Corrado Zoccolo <czoccolo@xxxxxxxxx> · Tue, 28 Jul 2009 09:20:32 +0200

Hi,
On Tue, Jul 28, 2009 at 4:42 AM, Zhang,
Yanmin<yanmin_zhang@xxxxxxxxxxxxxxx> wrote:
> On Mon, 2009-07-27 at 09:33 +0200, Andreas Mohr wrote:
>> Hi,
>>
>> > When running a fio workload, I found sometimes cpu C state has
>> > big impact on the result. Mostly, fio is a disk I/O workload
>> > which doesn't spend much time with cpu, so cpu switch to C2/C3
>> > freqently and the latency is big.
>>
>> Rather than inventing ways to limit ACPI Cx state usefulness, we should
>> perhaps be thinking of what's wrong here.
> Andreas,
>
> Thanks for your kind comments.
>
>>
>> And your complaint might just fit into a thought I had recently:
>> are we actually taking ACPI Cx exit latency into account, for timers???
> I tried both tickless kernel and non-tickless kernels. The result is similiar.
>
> Originally, I also thought it's related to timer. As you know, I/O block layer
> has many timers. Such timers don't expire normally. For example, an I/O request
> is submitted to driver and driver delievers it to disk and hardware triggers
> an interrupt after finishing I/O. Mostly, the I/O submit and interrupt, not
> the timer, drive the I/O.
>
>>
>> If we program a timer to fire at some point, then it is quite imaginable
>> that any ACPI Cx exit latency due to the CPU being idle at that moment
>> could add to actual timer trigger time significantly.
>>
>> To combat this, one would need to tweak the timer expiration time
>> to include the exit latency.

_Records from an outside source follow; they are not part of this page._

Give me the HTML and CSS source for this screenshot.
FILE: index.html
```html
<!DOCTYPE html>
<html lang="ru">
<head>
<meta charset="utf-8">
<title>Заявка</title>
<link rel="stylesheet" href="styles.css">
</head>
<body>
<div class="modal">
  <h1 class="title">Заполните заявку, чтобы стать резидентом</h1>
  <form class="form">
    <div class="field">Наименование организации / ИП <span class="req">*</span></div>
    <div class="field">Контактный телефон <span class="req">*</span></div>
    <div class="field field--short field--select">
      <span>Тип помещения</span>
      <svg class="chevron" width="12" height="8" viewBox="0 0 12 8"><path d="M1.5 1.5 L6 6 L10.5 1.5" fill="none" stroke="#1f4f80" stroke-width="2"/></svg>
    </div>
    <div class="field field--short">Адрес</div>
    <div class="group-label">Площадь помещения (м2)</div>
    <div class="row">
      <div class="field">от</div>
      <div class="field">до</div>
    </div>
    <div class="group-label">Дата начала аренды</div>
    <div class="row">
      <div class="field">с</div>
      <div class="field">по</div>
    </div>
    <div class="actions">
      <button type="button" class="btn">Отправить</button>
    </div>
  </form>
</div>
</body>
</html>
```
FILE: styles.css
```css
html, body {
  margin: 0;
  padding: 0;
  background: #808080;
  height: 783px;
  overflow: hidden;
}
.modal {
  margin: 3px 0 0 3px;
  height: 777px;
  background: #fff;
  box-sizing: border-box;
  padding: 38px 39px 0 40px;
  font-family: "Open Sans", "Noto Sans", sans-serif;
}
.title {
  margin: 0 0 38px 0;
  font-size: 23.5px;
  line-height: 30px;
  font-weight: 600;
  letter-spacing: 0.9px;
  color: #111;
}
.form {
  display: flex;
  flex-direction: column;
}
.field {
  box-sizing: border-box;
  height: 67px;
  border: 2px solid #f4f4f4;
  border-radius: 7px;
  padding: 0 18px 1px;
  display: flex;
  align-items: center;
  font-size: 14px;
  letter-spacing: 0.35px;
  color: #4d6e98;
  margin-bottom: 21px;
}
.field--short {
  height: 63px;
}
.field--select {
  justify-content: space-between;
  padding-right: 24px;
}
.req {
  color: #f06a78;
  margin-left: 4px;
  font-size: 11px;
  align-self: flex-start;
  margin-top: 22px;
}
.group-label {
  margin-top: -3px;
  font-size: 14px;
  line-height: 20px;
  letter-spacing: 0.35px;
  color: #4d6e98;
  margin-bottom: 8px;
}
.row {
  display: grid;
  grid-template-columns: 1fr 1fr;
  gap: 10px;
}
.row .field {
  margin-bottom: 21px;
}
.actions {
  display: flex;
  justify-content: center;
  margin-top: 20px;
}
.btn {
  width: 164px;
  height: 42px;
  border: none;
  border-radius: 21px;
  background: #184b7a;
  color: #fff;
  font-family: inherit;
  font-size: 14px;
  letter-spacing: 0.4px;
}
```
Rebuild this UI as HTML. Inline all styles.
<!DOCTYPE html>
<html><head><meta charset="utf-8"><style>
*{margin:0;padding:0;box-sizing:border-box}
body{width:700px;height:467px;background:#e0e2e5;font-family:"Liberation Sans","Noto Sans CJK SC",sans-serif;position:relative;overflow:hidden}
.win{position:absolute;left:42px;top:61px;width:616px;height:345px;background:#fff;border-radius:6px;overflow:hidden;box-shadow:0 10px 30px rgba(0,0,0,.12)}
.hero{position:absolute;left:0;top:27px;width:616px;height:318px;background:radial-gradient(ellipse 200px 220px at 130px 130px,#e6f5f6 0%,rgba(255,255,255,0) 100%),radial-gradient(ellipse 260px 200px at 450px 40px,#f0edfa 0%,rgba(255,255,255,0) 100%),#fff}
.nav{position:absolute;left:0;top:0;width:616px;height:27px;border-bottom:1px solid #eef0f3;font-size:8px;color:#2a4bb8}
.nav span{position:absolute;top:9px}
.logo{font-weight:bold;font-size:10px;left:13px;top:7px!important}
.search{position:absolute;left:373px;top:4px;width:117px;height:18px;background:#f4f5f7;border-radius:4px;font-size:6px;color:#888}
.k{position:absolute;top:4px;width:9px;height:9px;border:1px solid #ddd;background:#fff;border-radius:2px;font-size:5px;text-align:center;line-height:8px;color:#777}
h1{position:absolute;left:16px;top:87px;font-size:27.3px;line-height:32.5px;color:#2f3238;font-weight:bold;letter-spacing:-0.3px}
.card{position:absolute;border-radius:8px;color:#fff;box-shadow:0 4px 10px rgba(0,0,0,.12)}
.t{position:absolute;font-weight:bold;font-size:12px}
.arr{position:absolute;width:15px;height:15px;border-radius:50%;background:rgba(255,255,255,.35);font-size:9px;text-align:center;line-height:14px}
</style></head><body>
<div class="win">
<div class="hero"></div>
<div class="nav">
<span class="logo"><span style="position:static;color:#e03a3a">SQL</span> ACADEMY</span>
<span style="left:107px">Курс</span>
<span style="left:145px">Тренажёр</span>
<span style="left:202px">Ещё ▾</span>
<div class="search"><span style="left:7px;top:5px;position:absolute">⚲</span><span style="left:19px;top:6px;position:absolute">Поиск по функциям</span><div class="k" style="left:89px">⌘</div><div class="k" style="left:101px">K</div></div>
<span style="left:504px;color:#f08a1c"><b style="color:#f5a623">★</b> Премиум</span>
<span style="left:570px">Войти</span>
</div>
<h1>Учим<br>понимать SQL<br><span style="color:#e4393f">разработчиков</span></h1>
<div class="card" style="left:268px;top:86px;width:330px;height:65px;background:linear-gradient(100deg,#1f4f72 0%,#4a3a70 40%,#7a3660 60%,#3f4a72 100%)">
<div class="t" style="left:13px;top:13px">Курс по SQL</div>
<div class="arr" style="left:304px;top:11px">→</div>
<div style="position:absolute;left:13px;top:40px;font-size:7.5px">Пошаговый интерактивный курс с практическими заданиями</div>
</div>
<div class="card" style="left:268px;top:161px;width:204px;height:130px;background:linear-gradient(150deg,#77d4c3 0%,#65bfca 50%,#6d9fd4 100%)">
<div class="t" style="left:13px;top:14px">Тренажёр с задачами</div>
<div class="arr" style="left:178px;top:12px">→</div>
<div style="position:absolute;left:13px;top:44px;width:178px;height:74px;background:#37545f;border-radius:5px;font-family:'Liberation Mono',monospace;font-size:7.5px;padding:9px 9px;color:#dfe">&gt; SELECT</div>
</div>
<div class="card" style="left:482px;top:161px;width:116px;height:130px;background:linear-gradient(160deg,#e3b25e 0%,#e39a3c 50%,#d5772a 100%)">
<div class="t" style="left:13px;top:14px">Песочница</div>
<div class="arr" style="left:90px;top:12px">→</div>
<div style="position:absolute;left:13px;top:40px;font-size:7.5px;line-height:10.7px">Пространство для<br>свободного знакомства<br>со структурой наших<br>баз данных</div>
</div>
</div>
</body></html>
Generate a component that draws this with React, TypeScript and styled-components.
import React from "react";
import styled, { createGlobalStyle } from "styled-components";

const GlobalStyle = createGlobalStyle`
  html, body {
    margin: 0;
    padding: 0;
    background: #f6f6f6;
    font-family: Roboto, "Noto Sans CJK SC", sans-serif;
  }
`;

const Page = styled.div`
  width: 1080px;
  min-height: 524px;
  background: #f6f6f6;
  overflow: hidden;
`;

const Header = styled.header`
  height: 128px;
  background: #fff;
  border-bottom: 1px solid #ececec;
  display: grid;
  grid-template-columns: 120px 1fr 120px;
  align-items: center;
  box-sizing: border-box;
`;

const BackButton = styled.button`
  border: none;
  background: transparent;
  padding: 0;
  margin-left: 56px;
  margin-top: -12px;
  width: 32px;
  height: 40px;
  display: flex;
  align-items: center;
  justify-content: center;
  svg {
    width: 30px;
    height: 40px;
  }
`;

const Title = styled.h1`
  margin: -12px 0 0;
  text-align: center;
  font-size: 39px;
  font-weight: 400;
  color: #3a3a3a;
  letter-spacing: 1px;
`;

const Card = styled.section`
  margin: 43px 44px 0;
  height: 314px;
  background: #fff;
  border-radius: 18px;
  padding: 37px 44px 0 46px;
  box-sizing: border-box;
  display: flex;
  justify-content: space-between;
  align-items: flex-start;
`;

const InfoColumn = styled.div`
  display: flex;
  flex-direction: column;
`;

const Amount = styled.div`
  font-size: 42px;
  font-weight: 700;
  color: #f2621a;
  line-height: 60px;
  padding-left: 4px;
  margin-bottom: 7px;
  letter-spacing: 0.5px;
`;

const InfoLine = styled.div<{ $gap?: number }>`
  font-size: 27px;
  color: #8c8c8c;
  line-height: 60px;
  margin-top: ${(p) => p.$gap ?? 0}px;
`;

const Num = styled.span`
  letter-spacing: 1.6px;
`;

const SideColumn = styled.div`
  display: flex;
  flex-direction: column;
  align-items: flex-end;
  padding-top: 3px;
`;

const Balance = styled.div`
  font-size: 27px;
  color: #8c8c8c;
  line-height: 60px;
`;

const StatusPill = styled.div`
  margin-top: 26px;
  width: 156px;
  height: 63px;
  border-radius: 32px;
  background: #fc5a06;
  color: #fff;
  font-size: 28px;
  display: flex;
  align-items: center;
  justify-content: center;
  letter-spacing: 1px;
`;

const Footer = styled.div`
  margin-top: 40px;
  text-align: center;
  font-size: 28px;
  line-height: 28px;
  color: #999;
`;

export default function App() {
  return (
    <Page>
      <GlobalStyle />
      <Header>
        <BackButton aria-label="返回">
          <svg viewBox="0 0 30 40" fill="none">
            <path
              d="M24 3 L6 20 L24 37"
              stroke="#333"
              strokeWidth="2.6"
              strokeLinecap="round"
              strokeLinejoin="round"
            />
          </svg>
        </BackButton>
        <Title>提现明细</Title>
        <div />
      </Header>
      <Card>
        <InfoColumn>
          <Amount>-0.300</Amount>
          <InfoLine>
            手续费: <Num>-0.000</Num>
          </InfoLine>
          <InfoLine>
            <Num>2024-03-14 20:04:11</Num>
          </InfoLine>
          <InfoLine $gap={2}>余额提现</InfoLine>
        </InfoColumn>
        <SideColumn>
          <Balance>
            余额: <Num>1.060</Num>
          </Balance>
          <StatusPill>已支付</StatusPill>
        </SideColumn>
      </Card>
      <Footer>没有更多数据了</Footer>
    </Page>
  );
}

But of course once the CPU is running
>> again, one would need to re-add the latency amount (read: reprogram the
>> timer hardware, ugh...) to prevent the timer from firing too early.
>>
>> Given that one would need to reprogram timer hardware quite often,
>> I don't know whether taking Cx exit latency into account is feasible.
>> OTOH analysis of the single next timer value and actual hardware reprogramming
>> would have to be done only once (in ACPI sleep and wake paths each),
>> thus it might just turn out to be very beneficial after all
>> (minus prolonging ACPI Cx path activity and thus aggravating CPU power
>> savings, of course).
>>
>> Arjan mentioned examples of maybe 10us for C2 and 185us for C3/C4 in an
>> article.
>>
>> OTOH even 185us is only 0.185ms, which, when compared to disk seek
>> latency (around 7ms still, except for SSD), doesn't seem to be all that much.
>> Or what kind of ballpark figure do you have for percentage of I/O
>> deterioration?
> I have lots of FIO sub test cases which test I/O on single disk and JBOD (a disk
> bos which mostly has 12~13 disks) on nahelam machines. Your analysis on disk seek
> is reasonable. I found sequential buffered read has the worst regression while rand
> read is far better. For example, I start 12 processes per disk and every disk has 24
> 1-G files. There are 12 disks. The sequential read fio result is about 593MB/second
> with idle=poll, and about 375MB/s without idle=poll. Read block size is 4KB.
>
> Another exmaple is single fio direct seqential read (block size is 4K) on a single
> SATA disk. The result is about 28MB/s without idle=poll and about 32.5MB with
> idle=poll.
>
> How did I find C state has impact on disk I/O result? Frankly, I found a regression
> between kernel 2.6.27 and 2.6.28. Bisect located a nonstop tsc patch, but the patch
> is quite good. I found the patch changes the default clocksource from hpet to
> tsc. Then, I tried all clocksources and got the best result with acpi_pm clocksource.
> But oprofile data shows acpi_pm has more cpu utilization. clocksource jiffies has
> worst result but least cpu utilization. As you know, fio calls gettimeofday frequently.
> Then, I tried boot parameter processor.max_cstate and idle=poll.
> I get the similar result with processor.max_cstate=1 like the one with idle=poll.
>

Is it possible that the different bandwidths figures are due to
incorrect timing, instead of C-state latencies?
Entering a deep C state can cause strange things to timers: some of
them, especially tsc, become unreliable.
Maybe the patch you found that re-enables tsc is actually wrong for
your machine, for which tsc is unreliable in deep C states.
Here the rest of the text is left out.